The herders claim that the irrigation dams have reduced the level of annual floods and thus cut down the amount of pasture.

With little plant cover on most of the lower levels, the soil erodes easily and much sediment is deposited in Lake Baringo.
Between 1972 and 2003 the depth of the lake has fallen from 8 m to 2.5 m.
The lake has contracted from 160 km2 in 1960 to 108 km2 in 2001.
It is becoming saline, and fish stocks are declining.
A 2010 study indicated that the river was becoming seasonal.
The study recommended implementing a mandatory reserve, or environmental flow.

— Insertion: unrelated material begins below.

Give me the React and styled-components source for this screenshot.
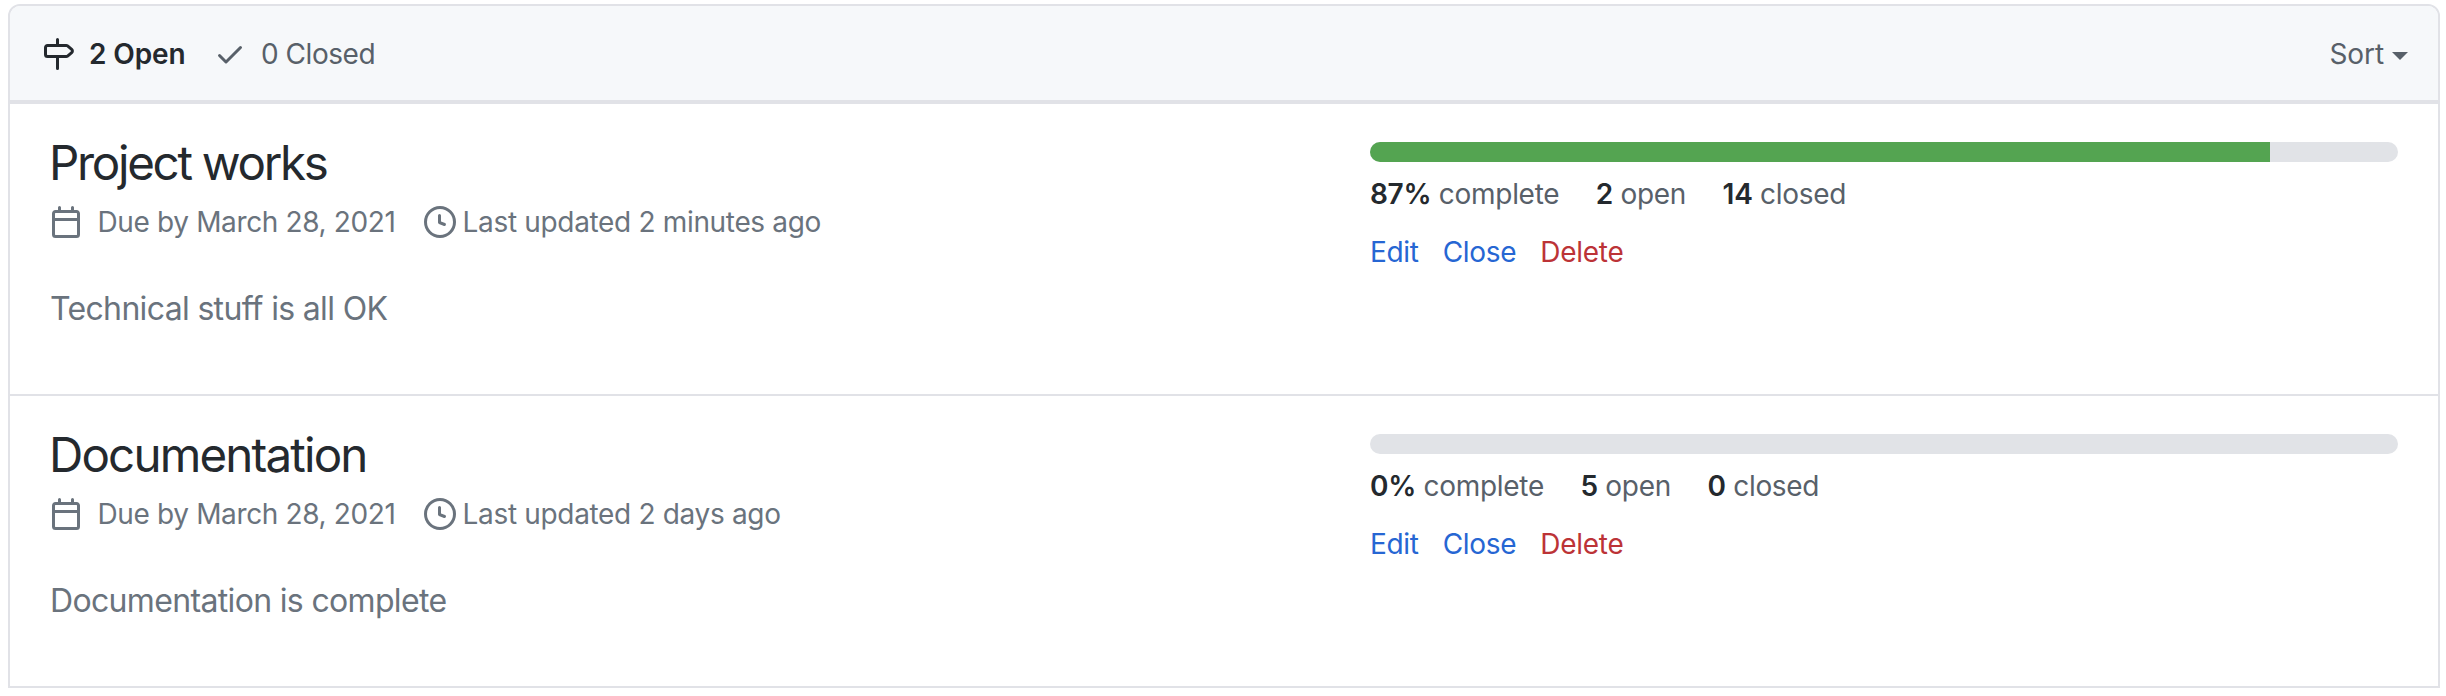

It was thought that the Chemususu dam project on one of the main tributaries of the Perkerra, due to be commissioned in 2011, would mitigate the effect of the reserve on water users while ensuring that the river did not dry up altogether.
The dam would hold 11000000 m3 and will provide 35000000 liters daily, enough for 200,000 people.

River Water User Associations in the upper regions of the Perkerra and Molo rivers have been planting tree seedlings, protecting the river banks and rehabilitating areas that have become degraded through sand harvesting and quarrying. The Perkerra RWUA has also been protecting springs, a particular concern since 30 out of 72 springs in the area have ceased to flow.